4. SHAKESPEARE AND VISUAL CULTURE

This unit will critically explore how Shakespeare’s works and face have been disseminated in various visual genres, including graphic novels, cartoons, advertising and illustrated children’s books. A noteworthy trend in modern popular culture is its insistent visuality, a quality that poses a special challenge for an artist like Shakespeare, since his reputation and authority is so bound up with the extraordinary, particular qualities of his language.  This unit will address a number of ways in which Shakespeare’s work has been transposed into and disseminated throughout modern visual culture.  We will also examine some of the effects that transformation into visual terms has upon the meaning of Shakespeare’s works and his cultural stature.

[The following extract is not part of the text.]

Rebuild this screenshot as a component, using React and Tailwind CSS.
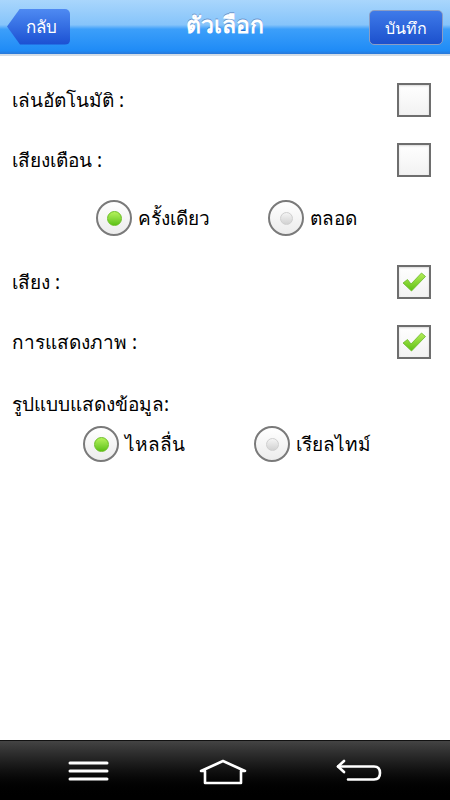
import { useState } from 'react'

const thai = "font-['Noto_Sans','DejaVu_Sans',sans-serif]"

function CheckBox({ checked, onClick }) {
  return (
    <button
      onClick={onClick}
      className="w-[34px] h-[34px] border-2 border-[#6e6e6e] bg-gradient-to-b from-white to-[#f2f2f2] shadow-[inset_0_1px_2px_rgba(0,0,0,0.15)] flex items-center justify-center"
    >
      {checked && (
        <svg width="28" height="24" viewBox="0 0 28 24">
          <defs>
            <linearGradient id="chk" x1="0" y1="0" x2="0" y2="1">
              <stop offset="0" stopColor="#b6ee5a" />
              <stop offset="1" stopColor="#5cbf12" />
            </linearGradient>
          </defs>
          <path
            d="M3 13 L7.5 9.5 L11 14 L21.5 3 L25.5 6.5 L11.5 21 Z"
            fill="url(#chk)"
            stroke="#6ab92a"
            strokeWidth="0.8"
            strokeLinejoin="round"
          />
        </svg>
      )}
    </button>
  )
}

function Radio({ checked, label, onClick }) {
  return (
    <button onClick={onClick} className="flex items-center gap-[6px]">
      <span className="w-[36px] h-[36px] rounded-full border-2 border-[#7a7a7a] bg-gradient-to-b from-white to-[#ececec] flex items-center justify-center">
        {checked ? (
          <span className="w-[15px] h-[15px] rounded-full bg-gradient-to-b from-[#b4f25a] to-[#5cc212] border border-[#6cbf25]" />
        ) : (
          <span className="w-[13px] h-[13px] rounded-full bg-gradient-to-b from-[#f4f4f4] to-[#d2d2d2] border border-[#cfcfcf]" />
        )}
      </span>
      <span className="text-[19px] text-black leading-none">{label}</span>
    </button>
  )
}

function Row({ label, checked, onClick, className = '' }) {
  return (
    <div className={`h-[60px] flex items-center justify-between pl-[12px] pr-[19px] ${className}`}>
      <span className="text-[19px] text-black">{label}</span>
      <CheckBox checked={checked} onClick={onClick} />
    </div>
  )
}

export default function App() {
  const [auto, setAuto] = useState(false)
  const [alert, setAlert] = useState(false)
  const [alertMode, setAlertMode] = useState('once')
  const [sound, setSound] = useState(true)
  const [display, setDisplay] = useState(true)
  const [dataMode, setDataMode] = useState('smooth')

  return (
    <div className={`w-[450px] h-[800px] bg-white flex flex-col ${thai}`}>
      <header className="h-[56px] shrink-0 relative flex items-center justify-between px-[7px] bg-[linear-gradient(#a9d6fc_0%,#86c4fa_46%,#3c9ffa_54%,#1f8bf6_94%,#2a78d8_100%)] border-b-2 border-b-[#d4dde6]">
        <button className="w-[63px] h-[36px] mt-[-1px] flex items-center justify-center pl-[6px] rounded-r-[5px] bg-gradient-to-b from-[#4f8af2] to-[#1b4fd2] [clip-path:polygon(13px_0,100%_0,100%_100%,13px_100%,0_50%)]">
          <span className="text-white text-[17px] leading-none">กลับ</span>
        </button>
        <h1 className="absolute left-1/2 -translate-x-1/2 top-[13px] text-white text-[23px] font-bold leading-none [text-shadow:0_-1px_0_rgba(0,0,80,0.3)]">
          ตัวเลือก
        </h1>
        <button className="w-[74px] h-[35px] mt-[1px] rounded-[5px] border border-[#8b9dc4] bg-gradient-to-b from-[#3f7ae9] to-[#1c50cd] flex items-center justify-center">
          <span className="text-white text-[16px] leading-none">บันทึก</span>
        </button>
      </header>

      <main className="flex-1 pt-[14px]">
        <Row label="เล่นอัตโนมัติ :" checked={auto} onClick={() => setAuto(!auto)} />
        <Row label="เสียงเตือน :" checked={alert} onClick={() => setAlert(!alert)} />
        <div className="h-[56px] flex items-center pl-[96px] gap-[58px]">
          <Radio label="ครั้งเดียว" checked={alertMode === 'once'} onClick={() => setAlertMode('once')} />
          <Radio label="ตลอด" checked={alertMode === 'always'} onClick={() => setAlertMode('always')} />
        </div>
        <Row className="mt-[6px]" label="เสียง :" checked={sound} onClick={() => setSound(!sound)} />
        <Row label="การแสดงภาพ :" checked={display} onClick={() => setDisplay(!display)} />
        <div className="h-[40px] mt-[12px] flex items-center pl-[12px]">
          <span className="text-[19px] text-black">รูปแบบแสดงข้อมูล:</span>
        </div>
        <div className="h-[40px] flex items-center pl-[83px] gap-[69px]">
          <Radio label="ไหลลื่น" checked={dataMode === 'smooth'} onClick={() => setDataMode('smooth')} />
          <Radio label="เรียลไทม์" checked={dataMode === 'realtime'} onClick={() => setDataMode('realtime')} />
        </div>
      </main>

      <nav className="h-[60px] shrink-0 border-t border-t-[#111] bg-gradient-to-b from-[#444] via-[#111] to-black flex items-start pt-[19px] pl-[67px]">
        <svg width="44" height="22" viewBox="0 0 44 22">
          <g stroke="white" strokeWidth="3" strokeLinecap="round">
            <line x1="3" y1="3" x2="40" y2="3" />
            <line x1="3" y1="11" x2="40" y2="11" />
            <line x1="3" y1="19" x2="40" y2="19" />
          </g>
        </svg>
        <svg width="52" height="26" viewBox="0 0 52 26" className="mt-[-1px] ml-[86px]">
          <path
            d="M8 24 L8 12 L4 12 L26 2 L48 12 L44 12 L44 24 Z"
            fill="none"
            stroke="white"
            strokeWidth="2.6"
            strokeLinejoin="round"
          />
        </svg>
        <svg width="48" height="24" viewBox="0 0 48 24" className="mt-[-1px] ml-[86px]">
          <g fill="none" stroke="white" strokeWidth="2.6" strokeLinecap="round" strokeLinejoin="round">
            <path d="M9 2 L3 7.5 L9 13" />
            <path d="M3 7.5 L39 7.5 Q45 7.5 45 14 Q45 20.5 39 20.5 L13 20.5" />
          </g>
        </svg>
      </nav>
    </div>
  )
}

We begin by examining techniques by which Shakespeare’s works have been transposed into visual form, using illustrated editions, comic book and graphic novel adaptations of Shakespeare as our primary study examples.  We will also have occasion to address animated film adaptation of Shakespeare.  This discussion will build upon techniques of Shakespeare adaptation that we addressed in Units 2 and 3.  We will then analyse how Shakespearean images have been appropriated for commercial purposes in advertising.  Our last analytic unit will address how Shakespeare’s works have been adapted to interactive digital culture by analysing viewer-constructed videos from YouTube and editions of Shakespeare for the iPad. 

At the end of this module, we will invite students to look back over the course and reflect upon the implications of converting Shakespeare to post-verbal form in contemporary culture.  We will ask, what is gained and what is lost?  What elements of Shakespeare resist post-verbal adaptation?  How does post-verbal Shakespeare address the debate between “high” and “pop” culture with which the course began?

4.1. Illustrations and graphic novels. Shakespearean narratives in hybrid visual forms.

4.2. Iconic Shakespeare: Shakespeare in advertising, comics and cartoons

4.3. Shakespeare in the contemporary visual: Shakespeare in youtube and for iPad.

4.4. Post-verbal Shakespeare. Critical Implications.